Performance Issues on Large Pages

// Optimize for large pages
const scraper = new ContentScraper({ 
  includeHtml: false,
  showCheckboxes: false  // Add checkboxes later
});

await scraper.run();

// Show UI only when needed
document.addEventListener('keydown', (e) => {
  if (e.ctrlKey && e.key === 'h') { // Ctrl+H to show
    scraper.displayCheckboxes();
  }
});

Memory Leaks

// Always cleanup when done
const scraper = new ContentScraper();
try {
  await scraper.run();
  // Use the scraper...
} finally {
  scraper.destroy(); // Essential for cleanup
}

// For SPAs, cleanup on route changes
router.beforeEach(() => {
  if (globalScraper) {
    globalScraper.destroy();
    globalScraper = null;
  }
});

Debug Mode

// Enable detailed logging (if available in your build)
const scraper = new ContentScraper({ 
  debug: true  // Logs extraction steps
});

// Check what was extracted
const content = scraper.getContent();
console.table(content?.items.map(item => ({
  type: item.type,
  text: item.textContent?.substring(0, 50),
  selected: item.selected
})));

FAQ

General Questions

Q: Does this work with single-page applications (SPAs)?
A: Yes, but you may need to re-run extraction after route changes or dynamic content updates.

Q: Can I extract content from password-protected or private discussions?
A: Only if the content is already visible in your browser.
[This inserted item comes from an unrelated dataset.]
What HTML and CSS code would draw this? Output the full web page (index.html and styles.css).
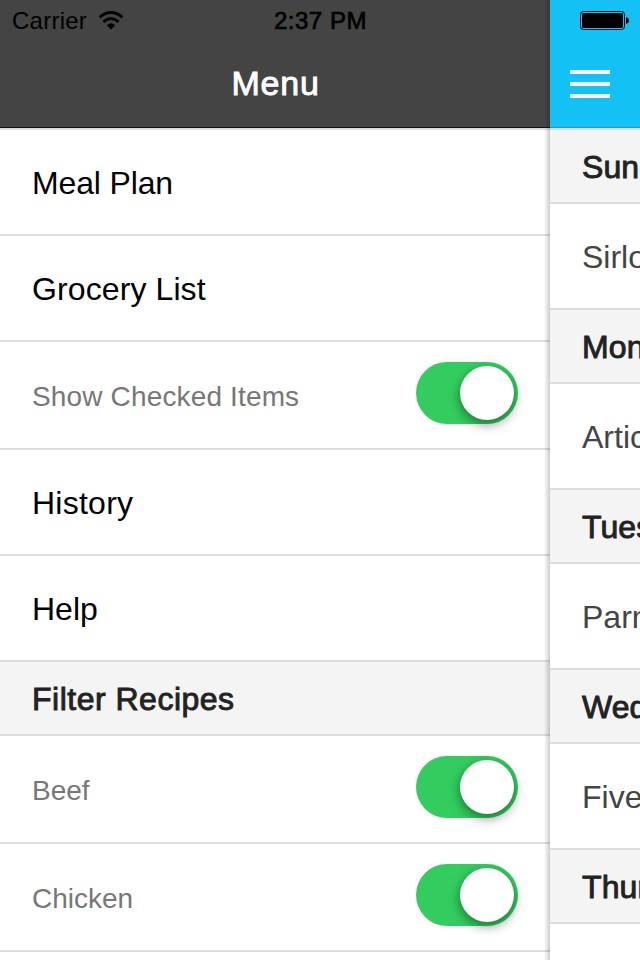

The library respects all authentication and visibility constraints.

Q: Does this work in Node.js?
A: No, this is a browser-only library that requires DOM access. For server-side scraping, consider using Puppeteer or similar tools.

Q: How do I handle infinite scroll content?
A: Trigger scrolling before extraction, or re-run extraction after new content loads:

// Scroll to load more content
window.scrollTo(0, document.body.scrollHeight);
await new Promise(resolve => setTimeout(resolve, 2000));

// Re-extract with new content
await scraper.run();

Technical Questions

Q: Why are checkboxes positioned incorrectly?
A: This can happen on sites with complex CSS or dynamic layouts. Customize positioning:

const customStyling: CheckboxStyling = {
  getPositioningStyles: (targetRect) => ({
    top: `${targetRect.top + window.pageYOffset - 10}px`,
    left: `${targetRect.left + window.pageXOffset - 40}px`
  })
};

Q: Can I extract content from embedded social media widgets?
A: Limited support due to cross-origin restrictions. The library works best with native platform content.

Q: How do I handle content that loads via AJAX?
A: Wait for content to load, or use MutationObserver to detect changes:

const observer = new MutationObserver(() => {
  // Re-run extraction when DOM changes
  scraper.run();
});
observer.observe(document.body, { childList: true, subtree: true });

Browser Extension Questions

Q: What permissions does my extension need?
A: Minimal permissions - typically just activeTab and content script access.

Q: How do I handle content security policies (CSP)?
A: Ensure your manifest.json includes appropriate CSP directives for dynamic styling.

Development

Setup

git clone https://github.com/your-username/threads-harvester.git
cd threads-harvester
npm install

Building

npm run build          # Production build
npm run build:dev      # Development build with source maps
npm run watch          # Watch mode for development

Testing

npm test              # Run all tests
npm run test:unit     # Unit tests only
npm run test:e2e      # End-to-end tests
npm run test:coverage # Coverage report

Development Server

npm run dev           # Start development server
# Open test pages at http://localhost:3000

Code Quality

npm run lint          # ESLint
npm run format        # Prettier
npm run type-check    # TypeScript checking

Testing on Different Sites

# Test servers for different platforms
npm run test:reddit   # Reddit-like interface
npm run test:hn       # HackerNews-like interface  
npm run test:twitter  # Twitter-like interface

Contributing

  1. Fork the repository
  2. Create a feature branch: git checkout -b feature/new-platform-extractor
  3. Make your changes and add tests
  4. Commit using conventional commits: git commit -m "feat: add LinkedIn discussion extractor"
  5. Push and create a Pull Request

Adding New Platform Extractors

To add support for a new discussion platform:

  1. Create a new extractor class extending BaseExtractor
  2. Implement the extract() method with platform-specific logic
  3. Add platform detection logic to ContentScraper constructor
  4. Add comprehensive tests for the new extractor
// src/extractors/linkedin.ts
import { BaseExtractor } from './base';
import { Content, ContentItem } from '../types';

export class LinkedInExtractor extends BaseExtractor {
  public async extract(): Promise<Content> {
    // Implementation for LinkedIn discussion threads
    return {
      pageURL: window.location.href,
      title: document.title,
      items: [] // Your extracted posts and comments
    };
  }
}

License

MIT License - see LICENSE file for details.